Sobrevolando el Sahel, cualquier concepto previo de inmensidad desaparece para quedar diminuto. La pequeña avioneta de cuatro ocupantes oscila al son de unas térmicas atroces que lo son ya al despuntar el día, hace tiempo que despegamos envueltos en la noche. Dirección norte-noreste, persiguiendo el amanecer con escora a estribor. Miro al sol, que empieza a desparramarse por tanta inmensidad. En la línea del horizonte, se intuye una ruina. Un fantasma del paso del tiempo, envuelto en arena y bruma de mito.
Aproximación y aterrizaje. Sobre el suelo, los tuaregs sedentarios se buscan la vida con mil y un recursos; la vida en este ombligo del mundo es muy dura, ahora que la actividad entre el Sahel y el Sahara ha disminuido. Y lo somos los visitantes que venimos a conocer el lugar de paso obligado de las caravanas que la literatura consumida idealizaba, aunque en la realidad su mercadería estuviera llena de miseria humana.

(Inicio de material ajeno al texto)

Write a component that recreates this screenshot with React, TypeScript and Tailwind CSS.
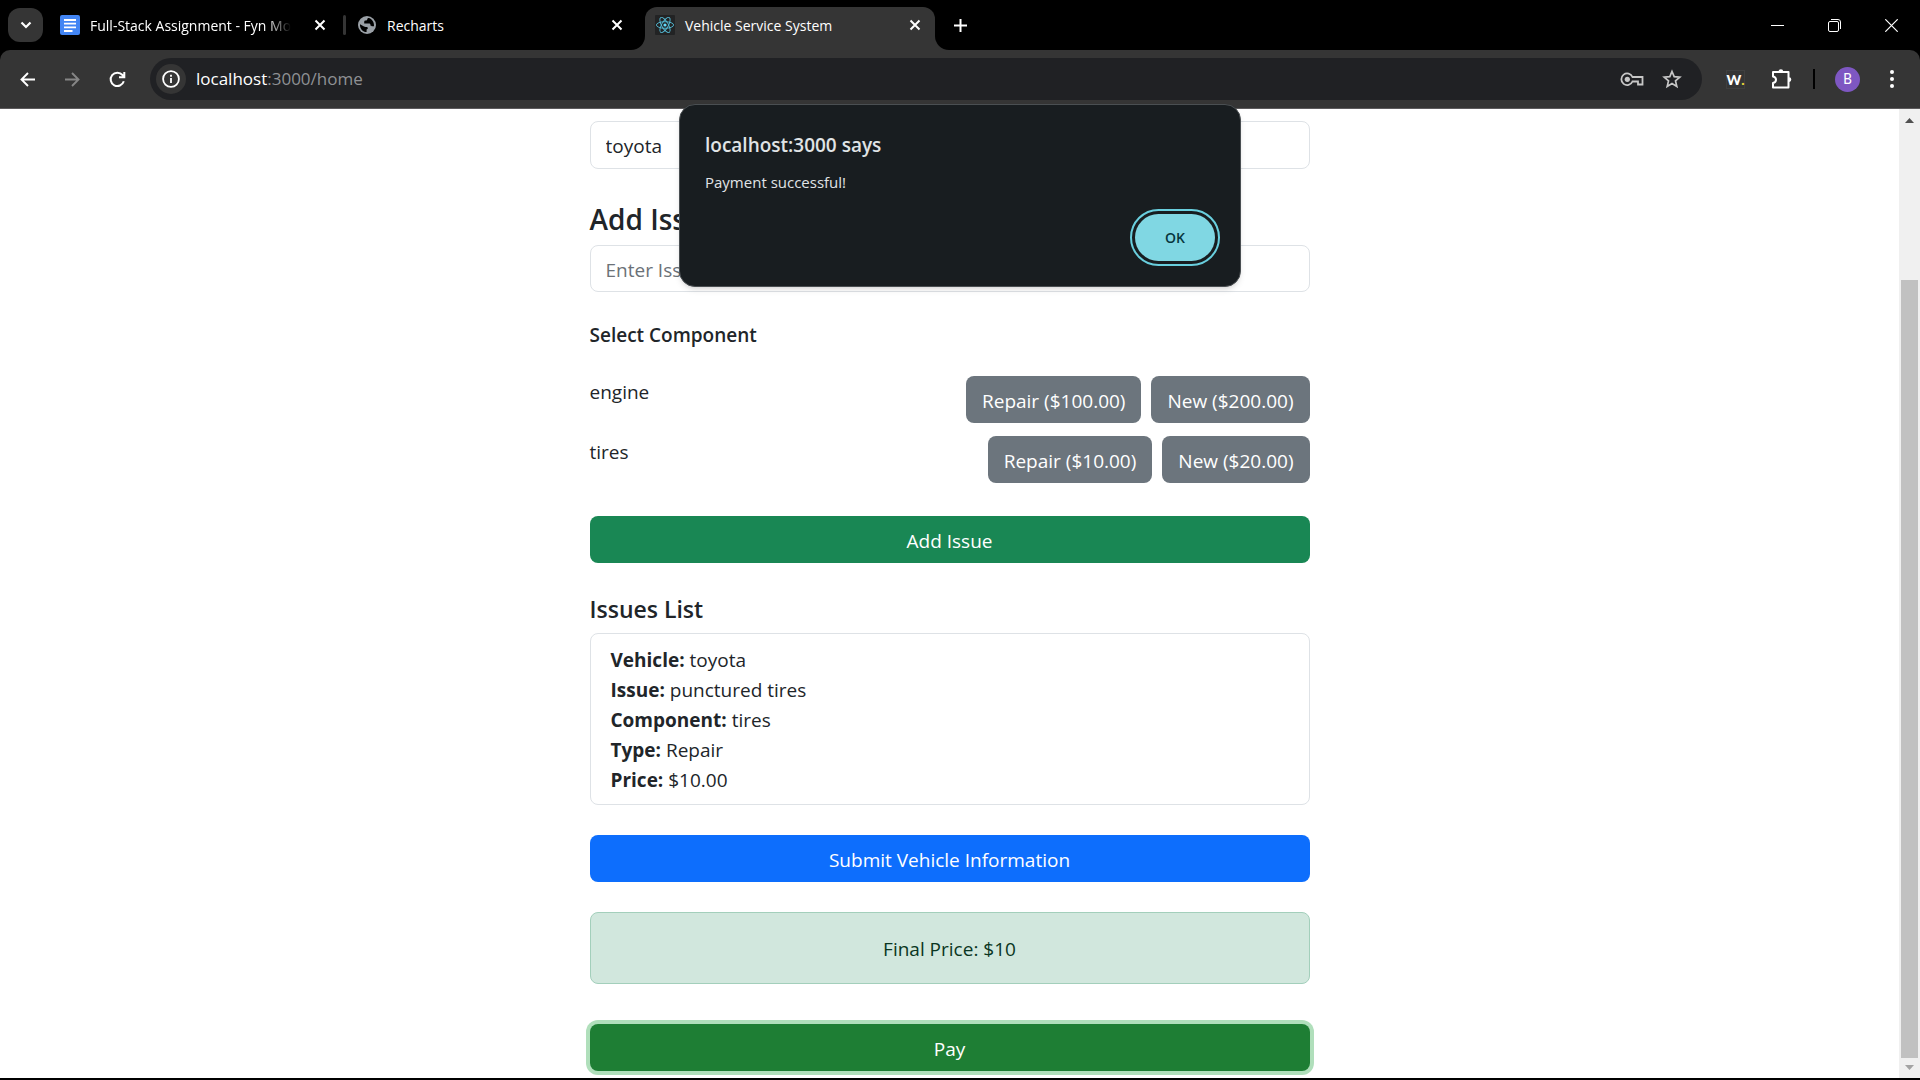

Toda fotografía vista previamente nos acerca un cromatismo idealizado: azul humano sobre fondo tierra. Pero sobre el terreno todo es diferente, el violento brillo de la luz, la arena que se mastica y la miseria sin esperanza que lo cubren todo. La realidad. Y desde esa realidad alejada de cualquier mito, miras a los que dejaron el deambular por el desierto para establecerse en esta surgencia estratégica. En una vida en el extremo, al filo de lo posible. Y acude una fuerte sensación de final. Y de estar dentro de un recuerdo que en cualquier momento va a desvanecerse, tragado por la inmensidad, por la arena que inexorablemente lo cubre todo, envolviéndolo como el molde a una realidad que ya no existe, como una mortaja fúnebre.